History has moved on. The experiment was not a complete failure as it told us something about the way things really are.
Kevin Rudd was a media sensation that took the party of the unions, Labor, and thought he had carte blanche to turn it into whatever kind of party suited his needs best.
What a grand delusion. If voters don’t want a party of the unions, they can vote for other parties. Rudd’s history is a wonderful example of the ‘marketing orientation’ that grips contemporary culture – if your brand is known for selling chips and hamburgers, you can remake yourself overnight as a purveyor of health foods, and the consumers will keep on buying.
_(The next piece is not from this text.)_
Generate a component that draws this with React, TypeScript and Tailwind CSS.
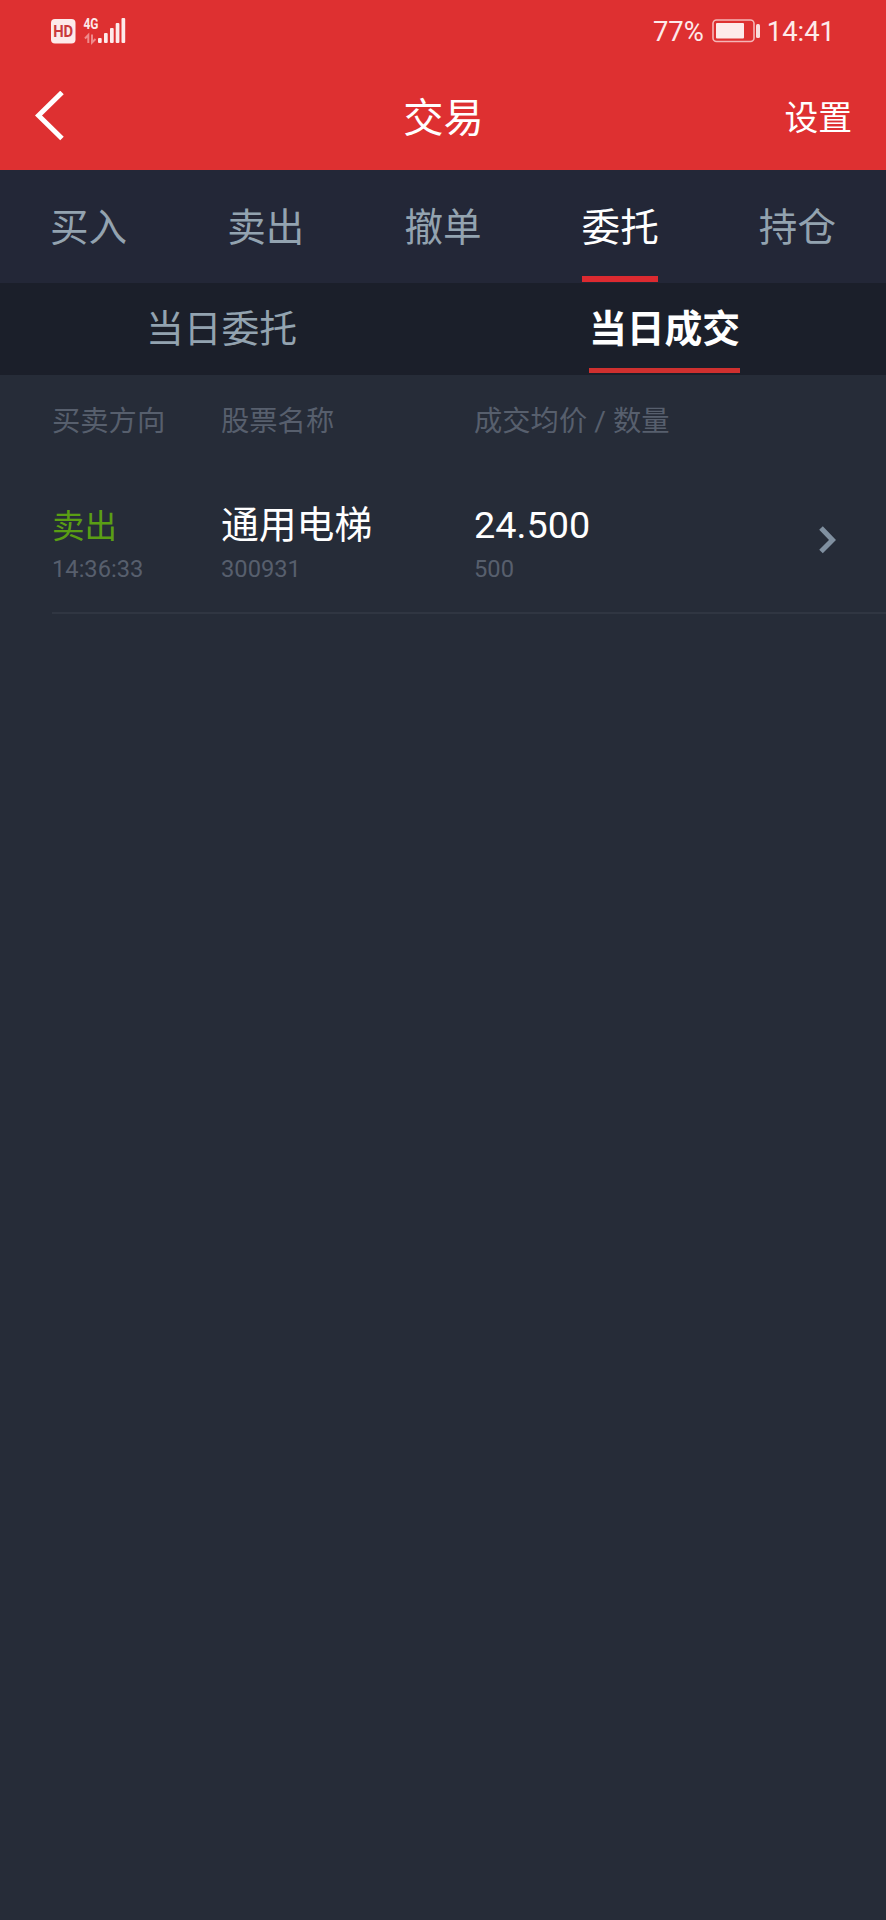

That might work for McDonalds (though they still mostly sell hamburgers and chips), but it did not work for the Labor Party. This is a referendum on Rudd, and if Labor spend many terms in the wilderness because of the election result he brings, the blame will lie just as much with short-sighted caucus members who voted to bring him back.
Finally, a note about Julia Gillard. When she lost the leadership on June 26, the Essential Media poll – the poll that got closest to the actual result in 2010 – had her on a primary vote of 34 per cent. Today, it puts Rudd’s primary vote at 35 per cent.
In the same period, the Greens have gone from 8 per cent, up to 10 per cent.
In June, Essential thought the Coalition would win the two-party-preferred vote 55/45 whereas under Rudd that figure has moderated to 52/48. However with 15 per cent of voters saying they’re highly like to change their votes at the last minute, the actual result could be a couple of points either way.
There is little doubt that Gillard would have made up ground from her low point in June – polls almost always tighten towards election day.
So one question will haunt the Labor MPs who brought Rudd back from the political grave: was it worth it? And what damage has been done to Labor, and to the Australian political climate, and the Australian people along the way?